RUN LIKE HELL

Se balancea sentada. Abraza sus rodillas. Mira el incendio. No sabe. Se lo merecen. No. Ojalá que se mueran todos. Andrés, especialmente. No, no, no. No se lo merece. No es para tanto.

Quizás ahora mismo intenta escapar. O se está quemando. ¿Y si entra y los salva? ¿Por qué no sale nadie?

Y ella ahí, mirando el incendio, sin hacer nada. 

Un auto se acerca, se detiene. Se abre la puerta. Alguien baja. No, no, no. La puede descubrir. Puede acercarse y preguntarle qué pasa, ¿y qué le va a responder?
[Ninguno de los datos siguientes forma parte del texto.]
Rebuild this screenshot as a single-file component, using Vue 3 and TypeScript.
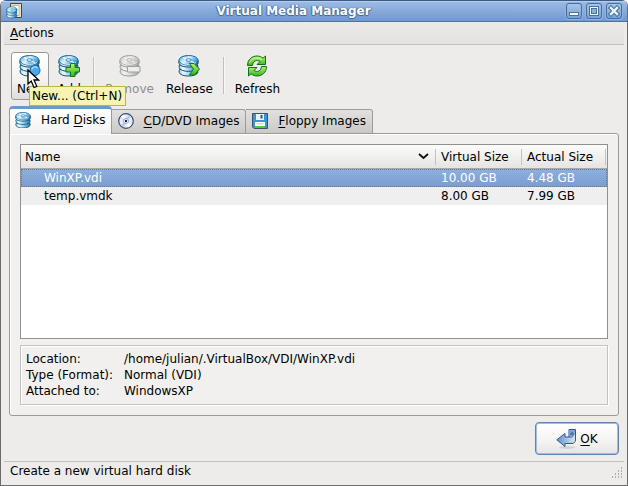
<script setup lang="ts">
import { computed, ref } from 'vue'

interface Medium {
  name: string
  virtualSize: string
  actualSize: string
  location: string
  format: string
  attachedTo: string
}

const media: Medium[] = [
  {
    name: 'WinXP.vdi',
    virtualSize: '10.00 GB',
    actualSize: '4.48 GB',
    location: '/home/julian/.VirtualBox/VDI/WinXP.vdi',
    format: 'Normal (VDI)',
    attachedTo: 'WindowsXP',
  },
  {
    name: 'temp.vmdk',
    virtualSize: '8.00 GB',
    actualSize: '7.99 GB',
    location: '',
    format: '',
    attachedTo: '',
  },
]

const tabs = [
  { id: 'disk', before: 'Hard ', key: 'D', after: 'isks' },
  { id: 'cd', before: '', key: 'C', after: 'D/DVD Images' },
  { id: 'floppy', before: '', key: 'F', after: 'loppy Images' },
]

const selected = ref(0)
const activeTab = ref('disk')
const current = computed(() => media[selected.value])
</script>

<template>
  <div class="window">
    <svg class="defs" aria-hidden="true">
      <defs>
        <linearGradient id="side" x1="0" x2="1" y1="0" y2="0">
          <stop offset="0" stop-color="#8fd0f0" />
          <stop offset="0.22" stop-color="#f4fcff" />
          <stop offset="0.5" stop-color="#9ad6f5" />
          <stop offset="1" stop-color="#1f78b8" />
        </linearGradient>
        <linearGradient id="top" x1="0" x2="1" y1="0" y2="0.600">
          <stop offset="0" stop-color="#3f9fdd" />
          <stop offset="0.3" stop-color="#9bd6f8" />
          <stop offset="0.5" stop-color="#e4f6ff" />
          <stop offset="0.7" stop-color="#7cc4f0" />
          <stop offset="1" stop-color="#2f8fd4" />
        </linearGradient>
        <linearGradient id="green" x1="0" x2="0" y1="0" y2="1">
          <stop offset="0" stop-color="#b4f66a" />
          <stop offset="1" stop-color="#31b51c" />
        </linearGradient>
        <linearGradient id="arrow" x1="0" x2="1" y1="0" y2="0">
          <stop offset="0" stop-color="#5f92c9" />
          <stop offset="1" stop-color="#dce9f6" />
        </linearGradient>
        <symbol id="disks" viewBox="0 0 22 22">
          <path d="M1.500 14.500q-.5 1-.3 2.800c1 5 17.600 5 18.600 0q.2-1.800-.3-2.800z" fill="url(#side)" stroke="#17506f" />
          <path d="M1.500 10q-.6 1-.3 2.600c1 5 17.600 5 18.600 0q.3-1.600-.3-2.600z" fill="url(#side)" stroke="#17506f" />
          <path d="M.9 5.500v2.700c1 5.200 18.200 5.200 19.200 0V5.500z" fill="url(#side)" stroke="#17506f" />
          <ellipse cx="10.500" cy="5.300" rx="9.600" ry="4.800" fill="url(#top)" stroke="#1f6592" />
          <path d="M3 7.300c3 2.800 12 2.800 15 0" fill="none" stroke="#e9f9ff" stroke-width="0.900" />
          <path d="M10.500 5L5 2.500M10.500 5.500l5.500 2" stroke="#fff" stroke-width="1.200" />
          <ellipse cx="10.500" cy="5" rx="2.600" ry="1.300" fill="#e9f8ff" stroke="#2f7cab" stroke-width="0.900" />
        </symbol>
      </defs>
    </svg>

    <header class="titlebar">
      <svg class="app-icon" viewBox="0 0 16 16" aria-hidden="true">
        <path d="M4.500 .5h11v14h-11z" fill="#e9dfc5" stroke="#4a4433" />
        <path d="M7 2.500h6v10H7z" fill="#fff" stroke="#b3a98b" stroke-width="0.800" />
        <use href="#disks" x="0" y="3" width="12" height="13" />
      </svg>
      <h1>Virtual Media Manager</h1>
      <div class="controls">
        <button type="button" aria-label="Minimize">
          <svg viewBox="0 0 14 14">
            <path d="M2 8h10v4H2z" fill="#48729f" />
            <path d="M3 9h8v2H3z" fill="#f4f8fd" />
          </svg>
        </button>
        <button type="button" aria-label="Maximize">
          <svg viewBox="0 0 14 14">
            <path d="M2 2h10v10H2z" fill="#48729f" />
            <path d="M3 3h8v8H3z" fill="#eef4fb" />
            <path d="M4 4h6v6H4z" fill="#48729f" />
            <path d="M5 5h4v4H5z" fill="#8fb0db" />
          </svg>
        </button>
        <button type="button" aria-label="Close">
          <svg viewBox="0 0 14 14">
            <path d="M4 4l6 6m0-6l-6 6" stroke="#48729f" stroke-width="4.500" stroke-linecap="square" />
            <path d="M4 4l6 6m0-6l-6 6" stroke="#eef4fb" stroke-width="2.300" stroke-linecap="square" />
          </svg>
        </button>
      </div>
    </header>

    <nav class="menubar"><button type="button"><u>A</u>ctions</button></nav>

    <div class="toolbar" role="toolbar" aria-label="Media">
      <div class="tool-anchor">
        <button type="button" class="tool hover" aria-describedby="tip">
          <svg viewBox="0 0 22 22" aria-hidden="true">
            <use href="#disks" width="22" height="22" />
            <circle cx="16" cy="15.500" r="5" fill="#4aa8ea" stroke="#1667a6" />
            <path d="M12.700 14.500a3.500 3.500 0 0 1 6-1.500" fill="none" stroke="#9bd6fc" stroke-width="1.500" />
          </svg>
          <span>New</span>
        </button>
        <div id="tip" class="tooltip" role="tooltip">New... (Ctrl+N)</div>
        <svg class="pointer" viewBox="0 0 13 20" aria-hidden="true">
          <path d="M1 1v14l3.200-3 2.800 6.500 2.800-1.200L7 11h4.500z" fill="#fff" stroke="#000" stroke-width="1.300" />
        </svg>
      </div>
      <button type="button" class="tool">
        <svg viewBox="0 0 22 22" aria-hidden="true">
          <use href="#disks" width="22" height="22" />
          <path d="M12.500 8.500h4.500v4h4.500v4.500H17v4.500h-4.500V17H8v-4.500h4.500z" fill="url(#green)" stroke="#17751a" />
        </svg>
        <span>Add</span>
      </button>
      <i class="divider"></i>
      <button type="button" class="tool" disabled>
        <svg viewBox="0 0 22 22" aria-hidden="true">
          <use href="#disks" width="22" height="22" />
          <path d="M8.500 11.500h12.500v5.500H8.500z" fill="#eee" stroke="#555" />
        </svg>
        <span>Remove</span>
      </button>
      <button type="button" class="tool">
        <svg viewBox="0 0 22 22" aria-hidden="true">
          <use href="#disks" width="22" height="22" />
          <path d="M11.500 8.500h4.500l5.500 5.500-5 6h-5l4-6z" fill="url(#green)" stroke="#17751a" stroke-linejoin="round" />
        </svg>
        <span>Release</span>
      </button>
      <i class="divider"></i>
      <button type="button" class="tool">
        <svg viewBox="0 0 22 22" aria-hidden="true">
          <path d="M1.500 10.500C1.500 4.500 6 1 11 1c2.300 0 4.300.8 6 2.200L19.500 1v8.500h-8.500l3-3c-3.500-2.200-7-.5-7.500 4z" fill="url(#green)" stroke="#126c22" stroke-linejoin="round" />
          <path d="M20.500 11.500C20.500 17.500 16 21 11 21c-2.300 0-4.300-.8-6-2.200L2.500 21v-8.500H11l-3 3c3.500 2.200 7 .5 7.500-4z" fill="url(#green)" stroke="#126c22" stroke-linejoin="round" />
          <path d="M3.500 8C5 3.500 11 1.500 16 4.800" fill="none" stroke="#d5fba8" stroke-width="0.900" />
        </svg>
        <span>Refresh</span>
      </button>
    </div>

    <main>
      <div class="tabs" role="tablist">
        <button
          v-for="tab in tabs"
          :key="tab.id"
          type="button"
          role="tab"
          class="tab"
          :class="{ active: activeTab === tab.id }"
          :aria-selected="activeTab === tab.id"
          @click="activeTab = tab.id"
        >
          <svg v-if="tab.id === 'disk'" viewBox="0 0 21 21" aria-hidden="true">
            <use href="#disks" width="22" height="22" />
          </svg>
          <svg v-else-if="tab.id === 'cd'" viewBox="0 0 16 16" aria-hidden="true">
            <circle cx="8" cy="8" r="7.300" fill="#e3ecf9" stroke="#3a4b78" stroke-width="1.200" />
            <path d="M8 8L3 3.500 6 1.500zM8 8l5 4.500-3 2z" fill="#fff" />
            <path d="M8 8l2-6 3 2zM8 8l-2 6-3-2z" fill="#b9c9ef" />
            <circle cx="8" cy="8" r="2.500" fill="#fff" stroke="#8396bd" stroke-width="0.800" />
            <circle cx="8" cy="8" r="1.200" fill="#15203d" />
          </svg>
          <svg v-else viewBox="0 0 16 16" aria-hidden="true">
            <path d="M.5 .5h15v15H2l-1.500-1.500z" fill="#3795d8" stroke="#3c5566" />
            <path d="M4 1h8v6H4z" fill="#eaf3fa" />
            <path d="M8.500 2h2v3.500h-2z" fill="#33566f" />
            <path d="M3 9h10v6H3z" fill="#fff" />
            <path d="M3 13h10v2H3z" fill="#4fcb35" />
            <path d="M4.500 10.800h7" stroke="#aab4bc" stroke-width="0.800" />
          </svg>
          <span>{{ tab.before }}<u>{{ tab.key }}</u>{{ tab.after }}</span>
        </button>
      </div>

      <section class="pane">
        <div class="list">
          <table>
            <thead>
              <tr>
                <th scope="col">
                  <div class="sorted">
                    Name
                    <svg viewBox="0 0 11 7" aria-hidden="true">
                      <path d="M1 1l4.500 4L10 1" fill="none" stroke="#111" stroke-width="1.800" />
                    </svg>
                  </div>
                </th>
                <th scope="col" class="size">Virtual Size</th>
                <th scope="col" class="size">Actual Size</th>
              </tr>
            </thead>
            <tbody>
              <tr
                v-for="(medium, i) in media"
                :key="medium.name"
                :class="{ selected: selected === i }"
                @click="selected = i"
              >
                <td class="name">{{ medium.name }}</td>
                <td>{{ medium.virtualSize }}</td>
                <td>{{ medium.actualSize }}</td>
              </tr>
            </tbody>
          </table>
        </div>
        <dl class="details">
          <dt>Location:</dt>
          <dd>{{ current.location }}</dd>
          <dt>Type (Format):</dt>
          <dd>{{ current.format }}</dd>
          <dt>Attached to:</dt>
          <dd>{{ current.attachedTo }}</dd>
        </dl>
      </section>

      <div class="actions">
        <button type="button" class="ok">
          <svg viewBox="0 0 20 20" aria-hidden="true">
            <ellipse cx="11" cy="18.500" rx="8" ry="1.500" fill="#d2d2d2" />
            <path d="M13 .5h6.500V11c0 2-1.500 3.500-3.500 3.500H9v3L.8 10.800 9 4.500V8h4z" fill="url(#arrow)" stroke="#2c5b93" stroke-linejoin="round" />
            <path d="M13.500 1h5.500v4.500l-2.500 1.500h-3z" fill="#7fa6d0" />
            <path d="M13 8h2.500c1 0 1.500-.5 1.500-1.500V4h-2v2" fill="none" stroke="#2c5b93" />
          </svg>
          <span><u>O</u>K</span>
        </button>
      </div>
    </main>

    <footer class="status">
      <span>Create a new virtual hard disk</span>
      <svg viewBox="0 0 12 12" aria-hidden="true">
        <path
          d="M10 1h1M7 4h1M10 4h1M4 7h1M7 7h1M10 7h1M1 10h1M4 10h1M7 10h1M10 10h1"
          stroke="#999" stroke-width="1.500"
        />
      </svg>
    </footer>
  </div>
</template>

<style>
body {
  margin: 0;
  background: #fff;
}
</style>

<style scoped>
.window {
  box-sizing: border-box;
  min-height: 100vh;
  display: flex;
  flex-direction: column;
  border: 1px solid #6b6b6b;
  border-top: 0;
  border-radius: 6px 6px 0 0;
  background: #edeceb;
  color: #000;
  font: 12px/16px "DejaVu Sans", sans-serif;
  overflow: hidden;
}
.defs {
  position: absolute;
  width: 0;
  height: 0;
}
button {
  margin: 0;
  padding: 0;
  border: 0;
  background: none;
  color: inherit;
  font: inherit;
}
svg {
  display: block;
}
u {
  text-decoration: underline;
  text-underline-offset: 2px;
}
.titlebar {
  box-sizing: border-box;
  height: 22px;
  display: grid;
  grid-template-columns: 24px 1fr 64px;
  align-items: center;
  padding: 0 5px 0 4px;
  border-top: 1px solid #3d5a85;
  border-bottom: 1px solid #4a74aa;
  background: linear-gradient(#9dbce6, #86abdb 50%, #7299cb);
  box-shadow: inset 0 1px #b4ceef;
}
.app-icon {
  width: 16px;
  height: 16px;
  margin-left: 1px;
}
h1 {
  margin: 0;
  font-size: 12px;
  line-height: 16px;
  color: #fff;
  text-align: center;
  text-shadow: 0 1px 1px #3c6090, 1px 0 1px #4c72a4, -1px 0 1px #4c72a4;
}
.controls {
  display: flex;
  justify-content: flex-end;
  gap: 4px;
}
.controls button {
  box-sizing: border-box;
  width: 16px;
  height: 16px;
  border: 1px solid #456f9f;
  border-radius: 3px;
  background: linear-gradient(#a8c4e8, #7ba0d0);
  box-shadow: 0 0 0 1px #92b3dd;
}
.controls svg {
  width: 14px;
  height: 14px;
}
.menubar {
  box-sizing: border-box;
  height: 23px;
  margin: 0 3px;
  padding: 3px 6px;
  border-bottom: 1px solid #c2c1bf;
  background: linear-gradient(#ebeae9, #e3e2e0);
}
.toolbar {
  display: flex;
  align-items: flex-start;
  padding: 7px 10px 6px;
}
.tool-anchor {
  position: relative;
}
.tool {
  box-sizing: border-box;
  height: 48px;
  min-width: 40px;
  display: flex;
  flex-direction: column;
  align-items: center;
  gap: 4px;
  padding: 2px 5px;
  border: 1px solid transparent;
  border-radius: 3px;
}
.tool svg {
  width: 22px;
  height: 22px;
}
.tool.hover {
  min-width: 38px;
  border-color: #9b9997;
  background: linear-gradient(#fff, #f3f2f1 60%, #dedddb);
}
.tool:disabled {
  color: #8f8d8b;
}
.tool:disabled svg {
  filter: grayscale(1);
  opacity: 0.5;
}
.divider {
  width: 1px;
  height: 37px;
  margin: 5px 4px 0;
  background: #c1c0be;
  border-right: 1px solid #f8f8f8;
}
.tooltip {
  position: absolute;
  z-index: 2;
  left: 18px;
  top: 34px;
  padding: 1px 3px 1px 2px;
  border: 1px solid #b8b54a;
  background: #f6f4b0;
  white-space: nowrap;
}
.pointer {
  position: absolute;
  z-index: 3;
  left: 16px;
  top: 17px;
  width: 13px;
  height: 20px;
}
main {
  flex: 1;
  display: flex;
  flex-direction: column;
  padding: 0 8px;
}
.tabs {
  position: relative;
  display: flex;
  align-items: flex-end;
  height: 28px;
  margin-bottom: -1px;
}
.tab {
  box-sizing: border-box;
  height: 25px;
  display: flex;
  align-items: center;
  gap: 10px;
  padding: 0 6px 1px;
  border: 1px solid #9d9b99;
  border-left: 0;
  border-radius: 0 3px 0 0;
  background: linear-gradient(#e2e1df, #cbc9c6);
}
.tab svg {
  width: 16px;
  height: 16px;
}
.tab.active {
  height: 28px;
  padding: 0 5px 3px;
  border: 1px solid #9d9b99;
  border-top: 3px solid #6f97cb;
  border-bottom: 0;
  border-radius: 4px 4px 0 0;
  background: linear-gradient(#fff, #f3f2f1);
}
.pane {
  flex: 1;
  display: flex;
  flex-direction: column;
  gap: 6px;
  padding: 10px;
  border: 1px solid #9d9b99;
  border-radius: 0 3px 3px 3px;
  background: #f1f0ee;
  box-shadow: inset 1px 1px #fff;
}
.list {
  flex: 1;
  border: 1px solid #92908e;
  background: #fff;
}
table {
  width: 100%;
  table-layout: fixed;
  border-collapse: separate;
  border-spacing: 0;
}
th {
  height: 23px;
  padding: 0 4px;
  border-bottom: 1px solid #aaa8a5;
  background:
    linear-gradient(#c4c2c0, #c4c2c0) right 1px center / 1px 16px no-repeat,
    linear-gradient(#fcfcfb, #e5e4e2);
  font-weight: normal;
  text-align: left;
}
th.size {
  width: 78px;
}
th.size:last-child {
  width: 76px;
}
.sorted {
  display: flex;
  align-items: center;
  justify-content: space-between;
  padding-right: 4px;
}
.sorted svg {
  width: 11px;
  height: 7px;
}
td {
  height: 16px;
  padding: 1px 4px;
  background: #efefef;
}
td.name {
  padding-left: 23px;
}
.selected td {
  background: linear-gradient(#8cb0e1, #7a9dcd);
  color: #fff;
}
.selected {
  outline: 1px dotted #66799a;
  outline-offset: -1px;
}
.details {
  display: grid;
  grid-template-columns: 98px 1fr;
  grid-auto-rows: 16px;
  margin: 0;
  padding: 5px;
  border: 1px solid #c4c2c0;
  box-shadow: inset 1px 1px #fff, 1px 1px #fff;
}
dd {
  margin: 0;
}
.actions {
  display: flex;
  justify-content: flex-end;
  padding: 6px 0;
}
.ok {
  box-sizing: border-box;
  width: 84px;
  height: 33px;
  display: flex;
  align-items: center;
  justify-content: center;
  gap: 4px;
  border: 1px solid #6083b2;
  border-radius: 4px;
  background: linear-gradient(#fff, #f4f3f2 60%, #e6e5e3);
  box-shadow: inset 0 0 0 1px #a3bddf;
}
.ok svg {
  width: 20px;
  height: 20px;
}
.status {
  display: flex;
  align-items: center;
  justify-content: space-between;
  margin: 0 3px;
  padding: 1px 1px 6px 6px;
  border-top: 1px solid #c2c1bf;
}
.status svg {
  width: 12px;
  height: 12px;
  align-self: flex-end;
}
</style>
¿¡¿Ojalá que el hijo de puta de Andrés se esté prendiendo fuego?!?

No, no, no.

Luna se pone de pie de pronto y corre. Corre como cuando tenía seis años y el dóberman de la vecina la perseguía. Corre como cuando tenía doce y su tío la persiguió desnudo. Corre diez, veinte cuadras.

Todas las casas duermen. En la distancia, las sirenas cortan la quietud.

Luna se detiene en una esquina. Abre la boca y grita. Un grito primitivo, desgarrador. El primer sonido del dolor, la forma más pura de la desesperación.

Las luces se encienden. Los vecinos asoman la cabeza, curiosos, inquietos.

Luna se desploma en la calle. Se desconecta del mundo por un par de horas. 

Luego, una ambulancia la traslada al hospital.